The Technique: 1. Sear the steak on both sides until a good crust develops 2. Tilt the pan slightly and add 2-3 tablespoons of butter 3. Add crushed garlic cloves and fresh thyme/rosemary sprigs 4. As the butter melts and foams, use a large spoon to continuously scoop and pour the hot butter over the top of the steak 5. Continue for 60-90 seconds, basting constantly 6. Remove steak and rest

Why It Matters for Pairing: Butter basting creates a flavor layer between the meat and whatever sauce or wine you've selected. The browned butter (beurre noisette) develops nutty, toasty flavors from milk solids browning in the pan — these compounds interact with both the wine and the sauce.

A butter-basted steak pairs differently than a plain seared one: - The garlic and herb infusion adds complexity that echoes herbal wine notes - The nutty browned butter flavor works beautifully with oaked wines - The additional richness may shift your side dish choice toward something lighter

Best Cuts for Butter Basting: Works with any steak, but particularly beneficial for: - NY strip and flat iron (medium marbling benefits from added richness) - Filet mignon (lean cut welcomes butter's fat and flavor) - Thick-cut steaks (reverse sear + butter baste finish = perfection)

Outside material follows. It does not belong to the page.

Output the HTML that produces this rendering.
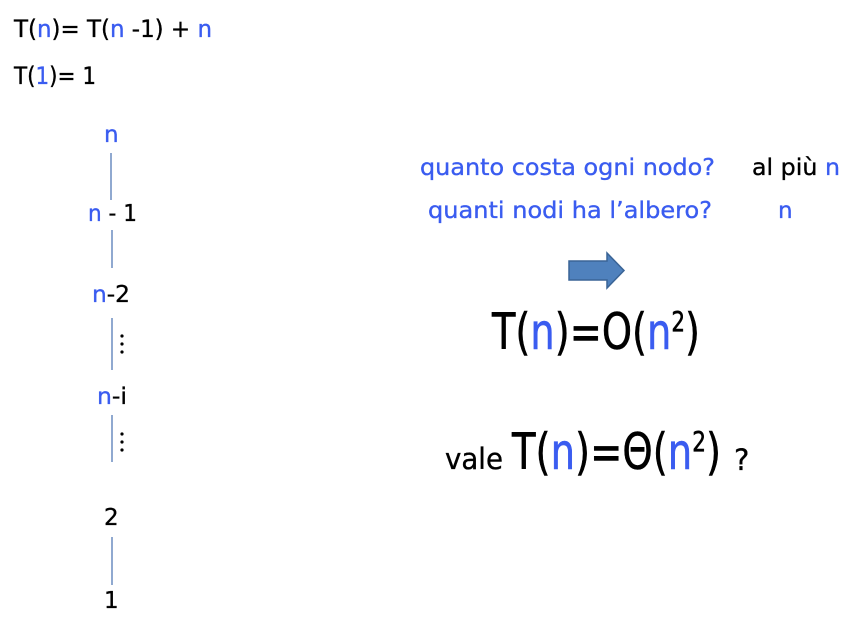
<!DOCTYPE html>
<html><head><meta charset="utf-8"><style>
html,body{margin:0;padding:0;background:#fff;}
svg{display:block;}
text{font-family:"DejaVu Sans","Liberation Sans",sans-serif;fill:#000;stroke:#000;stroke-width:0.35;}
.b{fill:#3a5cf0;stroke:#3a5cf0;}
</style></head><body>
<svg width="853" height="620" viewBox="0 0 853 620" xmlns="http://www.w3.org/2000/svg">
<text x="14" y="37" font-size="24" textLength="198" lengthAdjust="spacingAndGlyphs">T(<tspan class="b">n</tspan>)= T(<tspan class="b">n</tspan> -1) + <tspan class="b">n</tspan></text>
<text x="14" y="84" font-size="24" textLength="82" lengthAdjust="spacingAndGlyphs">T(<tspan class="b">1</tspan>)= 1</text>

<g stroke="#6a8cc0" stroke-width="1.5">
<line x1="111" y1="153" x2="111" y2="200"/>
<line x1="112" y1="230" x2="112" y2="268"/>
<line x1="112" y1="318" x2="112" y2="370"/>
<line x1="112" y1="415" x2="112" y2="462"/>
<line x1="112" y1="537" x2="112" y2="585"/>
</g>
<g fill="#000">
<circle cx="122" cy="336" r="1.6"/><circle cx="122" cy="344" r="1.6"/><circle cx="122" cy="352" r="1.6"/>
<circle cx="122" cy="434" r="1.6"/><circle cx="122" cy="442" r="1.6"/><circle cx="122" cy="450" r="1.6"/>
</g>
<text class="b" x="104" y="142" font-size="23">n</text>
<text x="88" y="221" font-size="23" textLength="49" lengthAdjust="spacingAndGlyphs"><tspan class="b">n</tspan> - 1</text>
<text x="92" y="302" font-size="23" textLength="38" lengthAdjust="spacingAndGlyphs"><tspan class="b">n</tspan>-2</text>
<text x="97" y="404" font-size="23" textLength="30" lengthAdjust="spacingAndGlyphs"><tspan class="b">n</tspan>-i</text>
<text x="104" y="525" font-size="23">2</text>
<text x="104" y="608" font-size="23">1</text>

<text class="b" x="420" y="175" font-size="23" textLength="295" lengthAdjust="spacingAndGlyphs">quanto costa ogni nodo?</text>
<text x="752" y="175" font-size="23" textLength="88" lengthAdjust="spacingAndGlyphs">al più <tspan class="b">n</tspan></text>
<text class="b" x="428" y="218" font-size="23" textLength="284" lengthAdjust="spacingAndGlyphs">quanti nodi ha l’albero?</text>
<text class="b" x="778" y="218" font-size="23">n</text>

<path d="M569 261 H607 V253 L624 270.5 L607 288 V280 H569 Z" fill="#4f81bd" stroke="#3a6496" stroke-width="1.5"/>

<text x="492" y="349" font-size="50" textLength="208" lengthAdjust="spacingAndGlyphs" style="stroke-width:0.6">T(<tspan class="b">n</tspan>)=O(<tspan class="b">n</tspan><tspan font-size="28" dy="-18">2</tspan><tspan dy="18">)</tspan></text>
<text x="445" y="469" font-size="29" textLength="58" lengthAdjust="spacingAndGlyphs">vale</text>
<text x="512" y="469" font-size="50" textLength="209" lengthAdjust="spacingAndGlyphs" style="stroke-width:0.6">T(<tspan class="b">n</tspan>)=Θ(<tspan class="b">n</tspan><tspan font-size="28" dy="-18">2</tspan><tspan dy="18">)</tspan></text>
<text x="734" y="470" font-size="29">?</text>
</svg>
</body></html>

Tips: - Use unsalted butter (you've already seasoned the steak) - Don't add butter too early — it will burn before the steak is ready - Smash the garlic but don't mince it (prevents burning) - Fresh herbs only — dried herbs burn in hot butter - The butter in the pan becomes your instant sauce base

Butter basting is easy to learn and immediately elevates home steak cooking to restaurant quality.